9. Small companies cannot adopt multi-cloud
Fact: Most businesses rely on different cloud environments already, and it is a good idea to prepare early.
Now, it’s possible that large organizations have a greater demand for multi-cloud architectures. However, small businesses keep using an array of specialized apps that are improved by the use of multiple clouds. To get the most out of these tools, it’s best to start with a scaled-out environment.
Using SaaS platforms like Salesforce, Power BI, Tableau, etc., or a managed security service, small enterprises may take advantage of multi-cloud computing.
10. Multi-cloud will automatically increase my resiliency
Fact: It is useful for resiliency only if you use a different cloud for backup or to host your desktop virtualization images.
The fallacy is that businesses can dynamically transfer apps and information between databases if they employ more than one cloud provider. Therefore, they cannot be knocked out by just one outage.

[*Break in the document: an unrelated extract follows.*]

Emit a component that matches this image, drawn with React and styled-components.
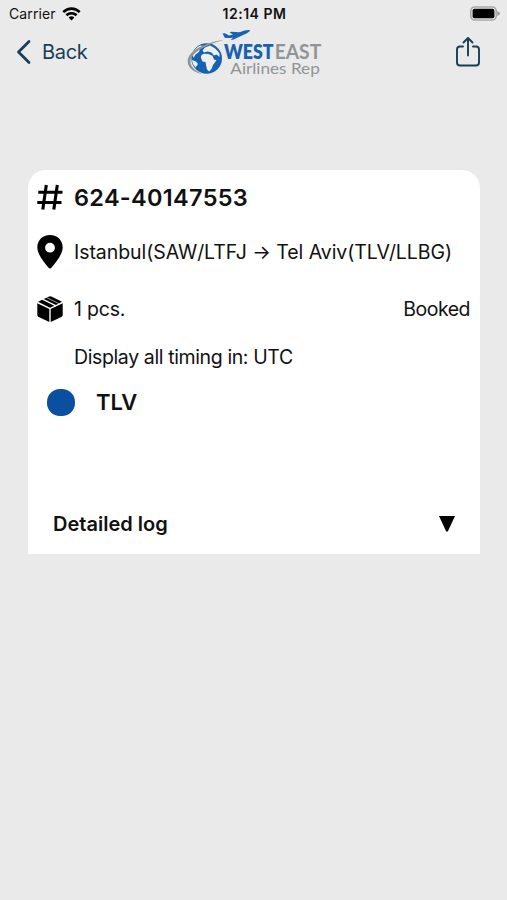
import React, { useState } from "react";
import styled, { createGlobalStyle } from "styled-components";

const GlobalStyle = createGlobalStyle`
  * {
    box-sizing: border-box;
  }

  body {
    margin: 0;
    background-color: #eaeaea;
    font-family: Inter, "Liberation Sans", sans-serif;
    color: #111;
  }
`;

const Screen = styled.div`
  width: 100%;
  max-width: 507px;
  height: 900px;
  background-color: #eaeaea;
`;

const StatusBar = styled.div`
  display: grid;
  grid-template-columns: 1fr auto 1fr;
  align-items: center;
  height: 27px;
  padding: 0 7px 0 9px;
`;

const Carrier = styled.div`
  display: flex;
  align-items: center;
  gap: 6px;
  font-size: 14px;
  letter-spacing: 0.1px;
`;

const Clock = styled.div`
  font-size: 14px;
  font-weight: 600;
  letter-spacing: 0.5px;
`;

const BatteryIcon = styled.svg`
  justify-self: end;
`;

const NavBar = styled.div`
  display: grid;
  grid-template-columns: 1fr auto 1fr;
  align-items: center;
  height: 54px;
  padding: 0 26px 4px 27px;
`;

const BackButton = styled.button`
  display: flex;
  align-items: center;
  gap: 10px;
  margin-left: -12px;
  padding: 0;
  border: none;
  background: none;
  color: #173f57;
  font-family: inherit;
  font-size: 20px;
  line-height: 24px;
  letter-spacing: -0.3px;
  cursor: pointer;
`;

const ShareButton = styled.button`
  display: flex;
  justify-self: end;
  padding: 0;
  border: none;
  background: none;
  color: #173f57;
  cursor: pointer;
`;

const Card = styled.div`
  margin: 89px 27px 0 28px;
  height: 384px;
  border-radius: 18px 18px 0 0;
  background-color: #fff;
`;

const Row = styled.div`
  display: grid;
  grid-template-columns: 28px 1fr auto;
  column-gap: 10px;
  align-items: center;
  height: ${(props) => props.$height}px;
  padding: 0 10px 0 8px;
`;

const AwbNumber = styled.div`
  font-size: 23.5px;
  font-weight: 600;
  letter-spacing: 0.3px;
`;

const Text = styled.div`
  grid-column: ${(props) => props.$column || "auto"};
  font-size: 19.5px;
  letter-spacing: ${(props) => props.$spacing || 0}px;
  white-space: nowrap;
`;

const Stop = styled.div`
  display: flex;
  align-items: center;
  gap: 21px;
  height: 52px;
  padding-left: 19px;
`;

const StopDot = styled.span`
  width: 28px;
  height: 27px;
  border-radius: 13px;
  background-color: #0b50a0;
`;

const StopName = styled.div`
  font-size: 22px;
  font-weight: 600;
`;

const LogToggle = styled.button`
  display: flex;
  align-items: center;
  justify-content: space-between;
  width: 100%;
  height: 60px;
  margin-top: 66px;
  padding: 0 25px;
  border: none;
  background: none;
  color: #111;
  font-family: inherit;
  font-size: 20px;
  font-weight: 600;
  cursor: pointer;
`;

const Arrow = styled.svg`
  transform: rotate(${(props) => (props.$open ? 180 : 0)}deg);
`;

const WifiIcon = () => (
  <svg width="19" height="14" viewBox="0 0 19 14">
    <g fill="none" stroke="#000" strokeWidth="2.6">
      <path d="M1.3 5.1C6 .5 13 .5 17.7 5.1" />
      <path d="M4.4 8.3C7.3 5.5 11.7 5.5 14.6 8.3" />
    </g>
    <path d="M9.5 13.5 6.6 10.5Q9.5 8.1 12.4 10.5Z" />
  </svg>
);

const Battery = () => (
  <BatteryIcon width="31" height="15" viewBox="0 0 31 15">
    <rect x="1.8" y="1" width="25.4" height="13" rx="4" fill="#eaeaea" stroke="#aaa" strokeWidth="1.6" />
    <rect x="3.6" y="2.8" width="21.8" height="9.4" rx="1.8" fill="#000" />
    <path d="M28.3 5.1Q31 6.2 31 7.5T28.3 9.9Z" fill="#999" />
  </BatteryIcon>
);

const Logo = () => (
  <svg width="140" height="50" viewBox="184 27 140 50">
    <circle cx="206.7" cy="58.5" r="15.3" fill="#1762ae" />
    <g fill="#eeefef">
      {/* north america and greenland */}
      <path d="M192.5 54Q194.500 48.500 200 45.500L203.500 46 200 49 199 52 195.500 54.500 193.500 58Z" />
      {/* south america */}
      <path d="M191.800 60 196 61.500 198 64 195.500 67.500Q192.500 64.500 191.800 60Z" />
      {/* europe and asia */}
      <path d="M202.500 50.500 205 47.500 210 45.500Q216 48 219.500 53.500L219.500 57 216.500 54.500 214 55.500 211.500 52.500 207.500 51.500 204 52.500Z" />
      {/* africa */}
      <path d="M200.800 57.500Q201 54.500 204 53.800L208.500 54 212.500 55.800 214 59.500 216.500 60.200 213 65 211.500 69 209 71.500 207 69.500 206 65 205.500 62 202.500 61.500Z" />
    </g>
    <path
      d="M224 39.800C206 42.500 188 50.500 187.700 61C187.500 68 194 72.500 202 74C194 70 190 66 190.500 60.500C192 52 207 44.500 224 39.800Z"
      fill="#919497"
    />
    <path
      d="M222.500 33.500 225 33.300 229 35.400 233 34.400 229.500 32.400 231.500 31.700 239.500 32.200Q246 29.500 250 30C250.200 31.500 247 33.500 242.500 35.200L233 39.700 230.500 39.700 233.500 37.400Q229 38.500 224.800 37.800Z"
      fill="#1762ae"
    />
    <g fontFamily="Lato, sans-serif">
      <text x="224" y="58.5" fontSize="20.5" fontWeight="800" fill="#1762ae" textLength="49.5" lengthAdjust="spacingAndGlyphs">
        WEST
      </text>
      <text x="274.7" y="58.5" fontSize="20.5" fontWeight="700" fill="#919497" textLength="46.5" lengthAdjust="spacingAndGlyphs">
        EAST
      </text>
      <text x="230.3" y="74" fontSize="16" fill="#919497" textLength="89.5" lengthAdjust="spacingAndGlyphs">
        Airlines Rep
      </text>
    </g>
  </svg>
);

const HashIcon = () => (
  <svg width="28" height="28" viewBox="0 0 28 28">
    <path
      d="M10.3 2 6.800 26.500M21.300 2 17.800 26.500M2.300 9.300H26.500M1.300 19.500H25.500"
      fill="none"
      stroke="#000"
      strokeWidth="3.1"
    />
  </svg>
);

const PinIcon = () => (
  <svg width="28" height="36" viewBox="0 0 28 36">
    <path
      d="M14 1C6.500 1 1.300 6.500 1.300 13.300C1.300 20.500 8 28 12.600 33.800Q14 35.400 15.400 33.800C20 28 26.700 20.500 26.700 13.300C26.700 6.500 21.500 1 14 1ZM14 8.800A4.900 4.900 0 1 1 14 18.600A4.900 4.900 0 1 1 14 8.800Z"
      fillRule="evenodd"
    />
  </svg>
);

const BoxIcon = () => (
  <svg width="28" height="28" viewBox="0 0 28 28">
    <path d="M1.3 8.200 13.300 13.900V27L2.200 21.700Q1.300 21.200 1.300 20.300ZM26.700 8.200 14.700 13.900V27L25.800 21.700Q26.700 21.200 26.700 20.300Z" />
    <path d="M2 6.800 6.200 4.800 18.300 10.700 14 12.700ZM7.800 4 12.600 1.700Q14 .8 15.400 1.500L26 6.800 19.900 9.900Z" />
    <path d="M10.500 2.500 23.500 8.900" stroke="#fff" strokeWidth="0.6" />
  </svg>
);

const DetailScreen = () => {
  const [logOpen, setLogOpen] = useState(false);

  return (
    <>
      <GlobalStyle />
      <Screen>
        <StatusBar>
          <Carrier>
            Carrier
            <WifiIcon />
          </Carrier>
          <Clock>12:14 PM</Clock>
          <Battery />
        </StatusBar>
        <NavBar>
          <BackButton>
            <svg width="17" height="26" viewBox="0 0 17 26">
              <path d="M14 2.500 3.500 13 14 23.500" fill="none" stroke="currentColor" strokeWidth="2.8" strokeLinecap="round" strokeLinejoin="round" />
            </svg>
            Back
          </BackButton>
          <Logo />
          <ShareButton aria-label="Share">
            <svg width="26" height="32" viewBox="0 0 26 32" fill="none" stroke="currentColor" strokeWidth="1.9" strokeLinecap="round" strokeLinejoin="round">
              <path d="M8 10.500H5Q2 10.500 2 13.500V26.500Q2 29.500 5 29.500H21Q24 29.500 24 26.500V13.500Q24 10.500 21 10.500H18" />
              <path d="M13 19.500V2.500M8.500 6.500 13 2 17.500 6.500" />
            </svg>
          </ShareButton>
        </NavBar>
        <Card>
          <Row $height={54}>
            <HashIcon />
            <AwbNumber>624-40147553</AwbNumber>
          </Row>
          <Row $height={56}>
            <PinIcon />
            <Text $spacing={-0.06}>Istanbul(SAW/LTFJ → Tel Aviv(TLV/LLBG)</Text>
          </Row>
          <Row $height={57}>
            <BoxIcon />
            <Text $spacing={-0.2}>1 pcs.</Text>
            <Text $spacing={-0.5}>Booked</Text>
          </Row>
          <Row $height={39}>
            <Text $column={2} $spacing={-0.38}>
              Display all timing in: UTC
            </Text>
          </Row>
          <Stop>
            <StopDot />
            <StopName>TLV</StopName>
          </Stop>
          <LogToggle onClick={() => setLogOpen(!logOpen)}>
            Detailed log
            <Arrow $open={logOpen} width="16" height="16" viewBox="0 0 16 16">
              <path d="M0 0H16L8.800 15.500H7.200Z" />
            </Arrow>
          </LogToggle>
        </Card>
      </Screen>
    </>
  );
};

export default DetailScreen;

Using the multi-cloud strategy for disaster recovery can cost twice as much as using a single cloud for just one app.
This is because workloads cannot move between clouds in real time during an emergency, and you will need to have two instances of the same application running simultaneously on two clouds – adding to the costs.
For resiliency purposes, it is better to have redundant locations in place and invest to minimize internal network outages, given that public cloud outages are infrequent.
Today, the likelihood of ending up with a multi-cloud environment (whether you plan for it or not) is very high. You may choose to connect supply chain IoT sensors on AWS, train machine learning models on Google, and use Azure for workspace collaboration. But do go into the investment with eyes wide open and first learn all there is to know about cloud computing to make the best decision for your business.